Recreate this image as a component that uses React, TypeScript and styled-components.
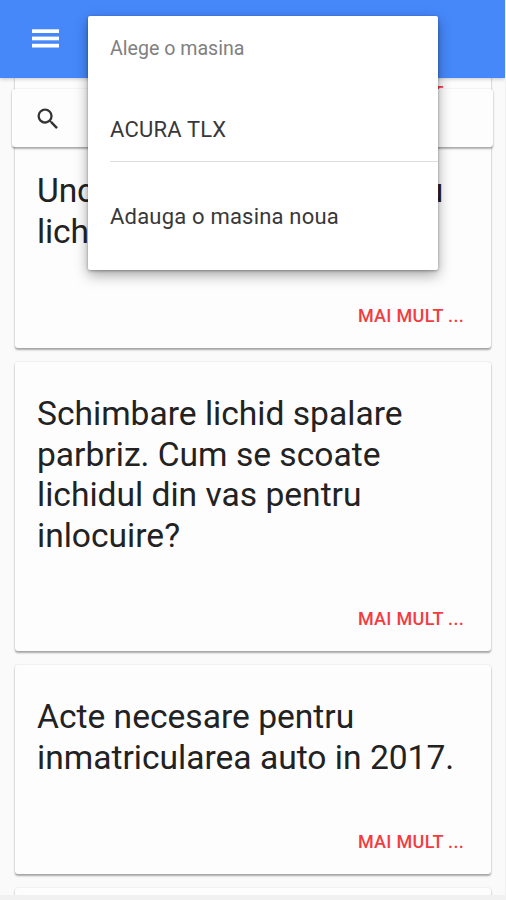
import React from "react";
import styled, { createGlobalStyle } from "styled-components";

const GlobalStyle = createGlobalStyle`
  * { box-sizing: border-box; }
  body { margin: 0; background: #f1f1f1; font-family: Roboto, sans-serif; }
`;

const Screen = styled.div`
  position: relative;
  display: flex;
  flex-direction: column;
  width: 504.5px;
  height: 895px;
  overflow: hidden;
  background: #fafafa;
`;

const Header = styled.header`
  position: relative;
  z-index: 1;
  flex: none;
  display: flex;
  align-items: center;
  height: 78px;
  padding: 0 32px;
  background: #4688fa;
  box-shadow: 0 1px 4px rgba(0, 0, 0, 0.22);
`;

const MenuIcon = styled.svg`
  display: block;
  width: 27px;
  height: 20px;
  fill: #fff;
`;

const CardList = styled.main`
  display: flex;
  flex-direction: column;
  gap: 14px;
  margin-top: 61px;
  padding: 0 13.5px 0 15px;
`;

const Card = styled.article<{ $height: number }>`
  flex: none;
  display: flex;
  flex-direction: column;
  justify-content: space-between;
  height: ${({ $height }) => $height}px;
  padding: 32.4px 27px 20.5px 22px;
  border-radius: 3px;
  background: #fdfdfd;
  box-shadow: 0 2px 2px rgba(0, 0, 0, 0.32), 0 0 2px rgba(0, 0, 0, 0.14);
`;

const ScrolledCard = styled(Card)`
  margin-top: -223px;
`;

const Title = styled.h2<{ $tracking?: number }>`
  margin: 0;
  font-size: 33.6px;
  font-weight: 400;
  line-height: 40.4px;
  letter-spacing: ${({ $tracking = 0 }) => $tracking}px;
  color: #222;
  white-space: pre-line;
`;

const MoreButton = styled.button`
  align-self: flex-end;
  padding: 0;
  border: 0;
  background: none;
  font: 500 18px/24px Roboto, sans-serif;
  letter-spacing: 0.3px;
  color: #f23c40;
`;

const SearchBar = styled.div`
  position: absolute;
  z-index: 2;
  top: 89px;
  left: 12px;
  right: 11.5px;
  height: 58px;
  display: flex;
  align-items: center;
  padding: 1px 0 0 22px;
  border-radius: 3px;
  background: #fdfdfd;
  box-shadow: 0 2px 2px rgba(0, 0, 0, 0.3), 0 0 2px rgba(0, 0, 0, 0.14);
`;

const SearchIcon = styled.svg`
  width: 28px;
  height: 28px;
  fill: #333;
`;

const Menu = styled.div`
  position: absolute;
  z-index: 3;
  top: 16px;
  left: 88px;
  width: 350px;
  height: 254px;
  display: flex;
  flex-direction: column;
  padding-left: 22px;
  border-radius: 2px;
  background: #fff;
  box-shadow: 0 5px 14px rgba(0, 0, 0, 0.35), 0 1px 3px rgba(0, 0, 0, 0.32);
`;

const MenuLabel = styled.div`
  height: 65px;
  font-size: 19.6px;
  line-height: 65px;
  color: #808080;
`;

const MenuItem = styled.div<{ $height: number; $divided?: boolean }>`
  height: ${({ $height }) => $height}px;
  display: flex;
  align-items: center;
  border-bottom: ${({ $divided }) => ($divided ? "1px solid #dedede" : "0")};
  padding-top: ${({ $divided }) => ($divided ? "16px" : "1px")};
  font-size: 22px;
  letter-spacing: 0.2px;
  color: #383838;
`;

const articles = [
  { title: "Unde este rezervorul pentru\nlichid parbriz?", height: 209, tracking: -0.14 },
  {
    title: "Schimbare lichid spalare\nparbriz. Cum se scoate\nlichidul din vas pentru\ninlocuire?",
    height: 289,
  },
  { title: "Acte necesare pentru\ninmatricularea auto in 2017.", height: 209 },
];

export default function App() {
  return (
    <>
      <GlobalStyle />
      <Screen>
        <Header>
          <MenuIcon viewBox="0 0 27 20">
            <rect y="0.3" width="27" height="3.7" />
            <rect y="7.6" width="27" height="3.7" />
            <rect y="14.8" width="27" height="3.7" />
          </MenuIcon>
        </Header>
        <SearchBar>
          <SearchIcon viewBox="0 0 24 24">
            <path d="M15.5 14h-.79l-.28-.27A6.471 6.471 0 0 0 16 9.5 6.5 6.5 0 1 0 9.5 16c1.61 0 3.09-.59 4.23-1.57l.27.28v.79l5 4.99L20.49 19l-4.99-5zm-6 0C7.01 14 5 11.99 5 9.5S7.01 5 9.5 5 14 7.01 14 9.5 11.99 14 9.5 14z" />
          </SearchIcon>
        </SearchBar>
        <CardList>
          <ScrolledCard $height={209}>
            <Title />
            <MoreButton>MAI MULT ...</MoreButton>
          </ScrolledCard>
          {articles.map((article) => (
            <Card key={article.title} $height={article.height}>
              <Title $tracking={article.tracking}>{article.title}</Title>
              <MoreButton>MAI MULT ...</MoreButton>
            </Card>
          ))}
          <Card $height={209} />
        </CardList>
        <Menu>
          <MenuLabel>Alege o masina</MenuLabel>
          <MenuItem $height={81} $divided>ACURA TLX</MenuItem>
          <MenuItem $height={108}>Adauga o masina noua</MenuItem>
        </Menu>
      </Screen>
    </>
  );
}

* Objective *
Retype each line of the listing above word for word. Exclude the pictures.

* Answer to this exercise *
Recreate this image as a component that uses React, TypeScript and styled-components.
import React from "react";
import styled, { createGlobalStyle } from "styled-components";

const GlobalStyle = createGlobalStyle`
  * { box-sizing: border-box; }
  body { margin: 0; background: #f1f1f1; font-family: Roboto, sans-serif; }
`;

const Screen = styled.div`
  position: relative;
  display: flex;
  flex-direction: column;
  width: 504.5px;
  height: 895px;
  overflow: hidden;
  background: #fafafa;
`;

const Header = styled.header`
  position: relative;
  z-index: 1;
  flex: none;
  display: flex;
  align-items: center;
  height: 78px;
  padding: 0 32px;
  background: #4688fa;
  box-shadow: 0 1px 4px rgba(0, 0, 0, 0.22);
`;

const MenuIcon = styled.svg`
  display: block;
  width: 27px;
  height: 20px;
  fill: #fff;
`;

const CardList = styled.main`
  display: flex;
  flex-direction: column;
  gap: 14px;
  margin-top: 61px;
  padding: 0 13.5px 0 15px;
`;

const Card = styled.article<{ $height: number }>`
  flex: none;
  display: flex;
  flex-direction: column;
  justify-content: space-between;
  height: ${({ $height }) => $height}px;
  padding: 32.4px 27px 20.5px 22px;
  border-radius: 3px;
  background: #fdfdfd;
  box-shadow: 0 2px 2px rgba(0, 0, 0, 0.32), 0 0 2px rgba(0, 0, 0, 0.14);
`;

const ScrolledCard = styled(Card)`
  margin-top: -223px;
`;

const Title = styled.h2<{ $tracking?: number }>`
  margin: 0;
  font-size: 33.6px;
  font-weight: 400;
  line-height: 40.4px;
  letter-spacing: ${({ $tracking = 0 }) => $tracking}px;
  color: #222;
  white-space: pre-line;
`;

const MoreButton = styled.button`
  align-self: flex-end;
  padding: 0;
  border: 0;
  background: none;
  font: 500 18px/24px Roboto, sans-serif;
  letter-spacing: 0.3px;
  color: #f23c40;
`;

const SearchBar = styled.div`
  position: absolute;
  z-index: 2;
  top: 89px;
  left: 12px;
  right: 11.5px;
  height: 58px;
  display: flex;
  align-items: center;
  padding: 1px 0 0 22px;
  border-radius: 3px;
  background: #fdfdfd;
  box-shadow: 0 2px 2px rgba(0, 0, 0, 0.3), 0 0 2px rgba(0, 0, 0, 0.14);
`;

const SearchIcon = styled.svg`
  width: 28px;
  height: 28px;
  fill: #333;
`;

const Menu = styled.div`
  position: absolute;
  z-index: 3;
  top: 16px;
  left: 88px;
  width: 350px;
  height: 254px;
  display: flex;
  flex-direction: column;
  padding-left: 22px;
  border-radius: 2px;
  background: #fff;
  box-shadow: 0 5px 14px rgba(0, 0, 0, 0.35), 0 1px 3px rgba(0, 0, 0, 0.32);
`;

const MenuLabel = styled.div`
  height: 65px;
  font-size: 19.6px;
  line-height: 65px;
  color: #808080;
`;

const MenuItem = styled.div<{ $height: number; $divided?: boolean }>`
  height: ${({ $height }) => $height}px;
  display: flex;
  align-items: center;
  border-bottom: ${({ $divided }) => ($divided ? "1px solid #dedede" : "0")};
  padding-top: ${({ $divided }) => ($divided ? "16px" : "1px")};
  font-size: 22px;
  letter-spacing: 0.2px;
  color: #383838;
`;

const articles = [
  { title: "Unde este rezervorul pentru\nlichid parbriz?", height: 209, tracking: -0.14 },
  {
    title: "Schimbare lichid spalare\nparbriz. Cum se scoate\nlichidul din vas pentru\ninlocuire?",
    height: 289,
  },
  { title: "Acte necesare pentru\ninmatricularea auto in 2017.", height: 209 },
];

export default function App() {
  return (
    <>
      <GlobalStyle />
      <Screen>
        <Header>
          <MenuIcon viewBox="0 0 27 20">
            <rect y="0.3" width="27" height="3.7" />
            <rect y="7.6" width="27" height="3.7" />
            <rect y="14.8" width="27" height="3.7" />
          </MenuIcon>
        </Header>
        <SearchBar>
          <SearchIcon viewBox="0 0 24 24">
            <path d="M15.5 14h-.79l-.28-.27A6.471 6.471 0 0 0 16 9.5 6.5 6.5 0 1 0 9.5 16c1.61 0 3.09-.59 4.23-1.57l.27.28v.79l5 4.99L20.49 19l-4.99-5zm-6 0C7.01 14 5 11.99 5 9.5S7.01 5 9.5 5 14 7.01 14 9.5 11.99 14 9.5 14z" />
          </SearchIcon>
        </SearchBar>
        <CardList>
          <ScrolledCard $height={209}>
            <Title />
            <MoreButton>MAI MULT ...</MoreButton>
          </ScrolledCard>
          {articles.map((article) => (
            <Card key={article.title} $height={article.height}>
              <Title $tracking={article.tracking}>{article.title}</Title>
              <MoreButton>MAI MULT ...</MoreButton>
            </Card>
          ))}
          <Card $height={209} />
        </CardList>
        <Menu>
          <MenuLabel>Alege o masina</MenuLabel>
          <MenuItem $height={81} $divided>ACURA TLX</MenuItem>
          <MenuItem $height={108}>Adauga o masina noua</MenuItem>
        </Menu>
      </Screen>
    </>
  );
}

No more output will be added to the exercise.